Driving is Overrated.

Seth Bequette, Reporter

Driving – a sixteen-year-old’s long-awaited ticket to freedom from bumming rides and begging for a lift, it’s now time to chauffeur friends around with the car speakers edging death while the music plays. Teenagers receiving their license is an iconic point of many television shows and movies, long-awaited and yearned for – unless of course you’re like me and you don’t drive.

Sitting inside my wallet is an expired Nebraska learners permit that’s been gathering dust since mid-July. Despite the permit, the hours I spent driving were sparse – namely because driving is one of the most stressful tasks I’ve been subjected to. Driving on a dead back street with even a single other car nearby turned my breathing into a rapid-fire hyperventilation while my mother proceeded to remind me to focus on the mustard yellow lane lines.

Driving is overrated.

In Omaha, a city of more than four hundred thousand, there seemed only a handful of high schoolers knew how to take a city bus or navigate the metropolis without a car. As someone who has unintentionally landed themselves across town or been known for not having a family member to give rides, the city bus system is a savior.

On more than one occasion I ’ve stranded myself by taking the wrong bus and there were rides that broke down 10 minutes later at the next stop, but the experience taught me how to navigate on my own and learn to travel without relying on someone else to drive me around like it was their job.
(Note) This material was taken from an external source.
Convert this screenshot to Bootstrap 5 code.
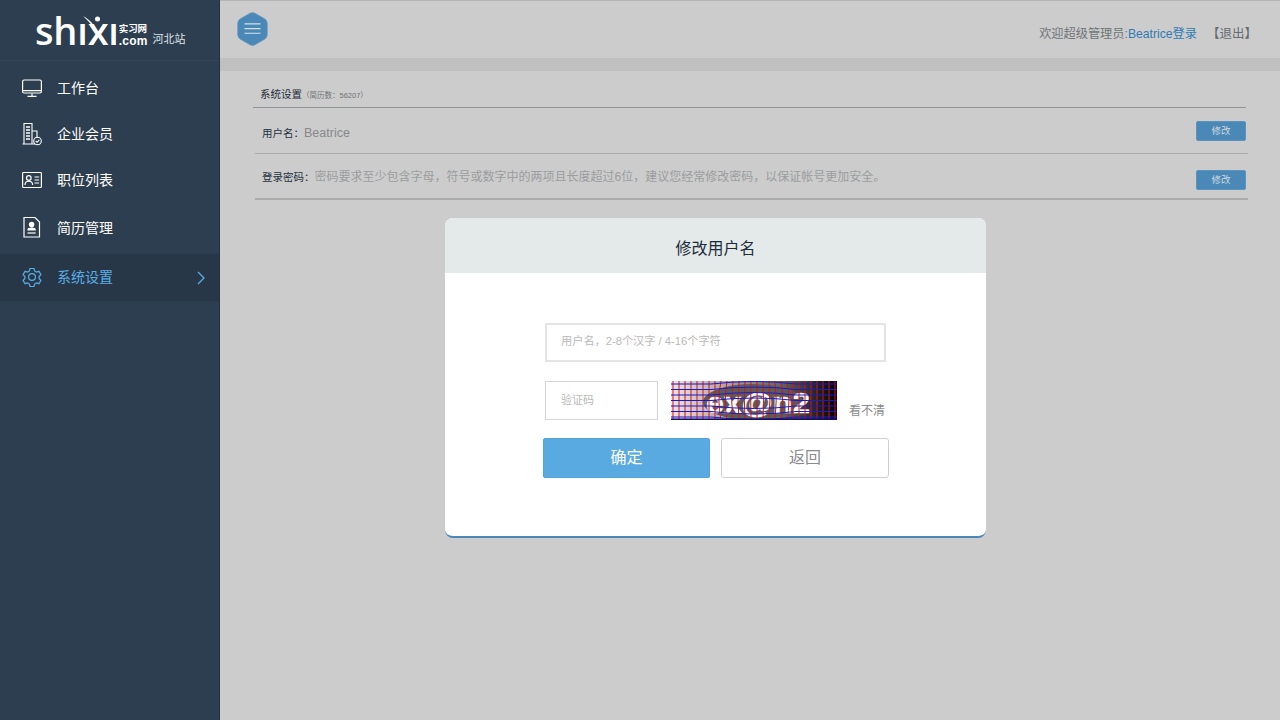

When it wasn’t the bus, it was a bike – and I’m not talking about going over two streets to grandma’s house, I’m talking about six miles to and from the mall because your friends insisted and four miles to volunteering every week. Hold back the groan of dismay at the suggestion: ignoring the sore legs and occasional near-death experience on Grand Avenue, it’s not a horrible way to get around.

Biking and bus rides both require a level of travel planning, either to figure out times or to find out what side of the street you need to be on without google maps holding your hand and giving step by step instructions.

As mentioned, I’ve still yet to officially get a license unlike the majority of high schoolers who would preferably receive theirs within the first ten seconds of eligibility. The only reason I have any sense of navigation in this town is because I don’t drive, and I don’t want to. Driving is stressful and expensive, if I can continue to navigate while only spending a couple of quarters, I’m going to. This idea that people are obligated to learn drive as soon as they’re able can be put to rest.